We are hearing a lot right now about anti-social, isolated young males resorting to gun violence in numbers disproportionate to any other demographic. America has a genuine crisis on its hands.
Sociologists, in addition to blaming fatherless homes, as Andy Caldwell said this week in the News-Press, also point to an alienation these young men feel from a variety of our once-ubiquitous social and civil institutions.
Membership in local service clubs are on the decline; church attendance where young men can fellowship with other young men is almost nonexistent in many communities throughout the country. There are other examples. Young men increasingly feel alone, cut off, ignored and, in some cases, on the defensive.
It’s worrisome that the only “community” these young males seem to have available to them today are online communities and web sites where extremist views are shared and encouraged, and ultimately fester to the boiling point.
So, I’ve been thinking about this a lot lately, both as a father and as a concerned citizen.
Maybe our young men lack the concept of brotherhood that can reconnect them to civil society.
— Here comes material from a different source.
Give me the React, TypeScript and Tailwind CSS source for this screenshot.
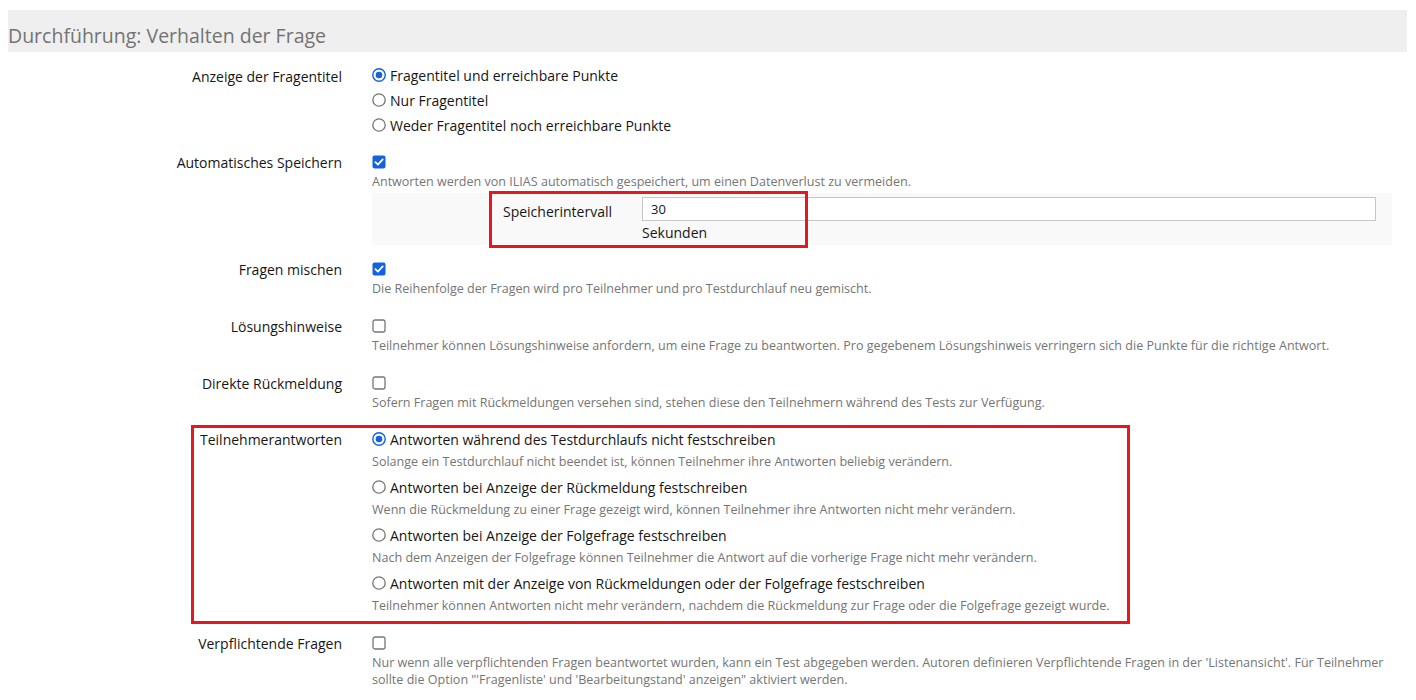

Might the fact that America’s labor unions have been on the decline for over 50 years have something to do with this? After all, many of the types of blue-collar jobs these young men’s fathers, uncles or grandfathers once had have gone away or disappeared.
This irreversible phenomenon is called the gales of creative destruction.
Perhaps, now, because so many unskilled jobs that exist today lack the existence of solidarity (brotherhood) with other young males, has led to a generation of men disconnected from a sense of meaning in what they do and their purpose in this world.
What I am about to say might shock some of you who know me. But it needs to be said.
Instead of being hostile to the idea of “organized labor,” maybe private-sector employers should consider embracing this once very American institution as a social good and even as an economic positive. Indeed, perhaps what we are in desperate need of is a paradigm shift in the relationship between “management” and “labor.”
When business theorists in the late 1850s made a convincing argument for why employers should treat their employees as machine parts, the result was union leaders looking at and treating management and ownership as their enemy. It need not be this way.
I had a recent conversation about this with a union leader. And this sentiment, while not as acute as how I’ve described it here, there’s no question there exists a curiosity as to why management is reflexively opposed to forming a strategic partnership with labor that could lead to a win-win for both employers and employees.
I say the following as an unapologetic advocate for private industry, and a believer that liberal, democratic, entrepreneurial capitalism is our best hope for working families to enjoy the morality of prosperity.
However, in light of the increasing dysfunction that is unfolding around us, maybe it is time private industry rethinks some things.
The positive possibilities that could occur by reintroducing this generation of young males to a brotherhood that organizes around hard work, purposefulness, the intrinsic benefits of male friendship, as well as the indispensable value of mentorship are something that should inspire and motivate us all.
Labor unions provided this for many of our fathers, grandfathers and great grandfathers. Maybe it’s time we seriously consider resurrecting this once bedrock American institution of civil society to benefit this generation of young men.
And I’m not excluding young women. I recognize that women have been an important part of our nation’s organized labor movement and I hope they will continue to be going forward.
I want to be unambiguously clear about what I am not suggesting. I am not proposing in any manner, shape or form of government mandate unionization on businesses. I would oppose that with every fiber of my being. And I’m also very mindful that this position is not a traditionally “Republican” position.
But I am an American first, I am a conservative second, and I am a Republican a distant third.
What I am proposing is a more ethical economic and social construct that understands we are all on each other’s side and in this fight together.
As Americans, we all have a stake in each other’s success. It cannot be us against them; it must be all of us working together to achieve an unparalleled level of economic prosperity that opens more doors and allows this as well as future generations of men to enter into a brighter future with more hope and opportunity.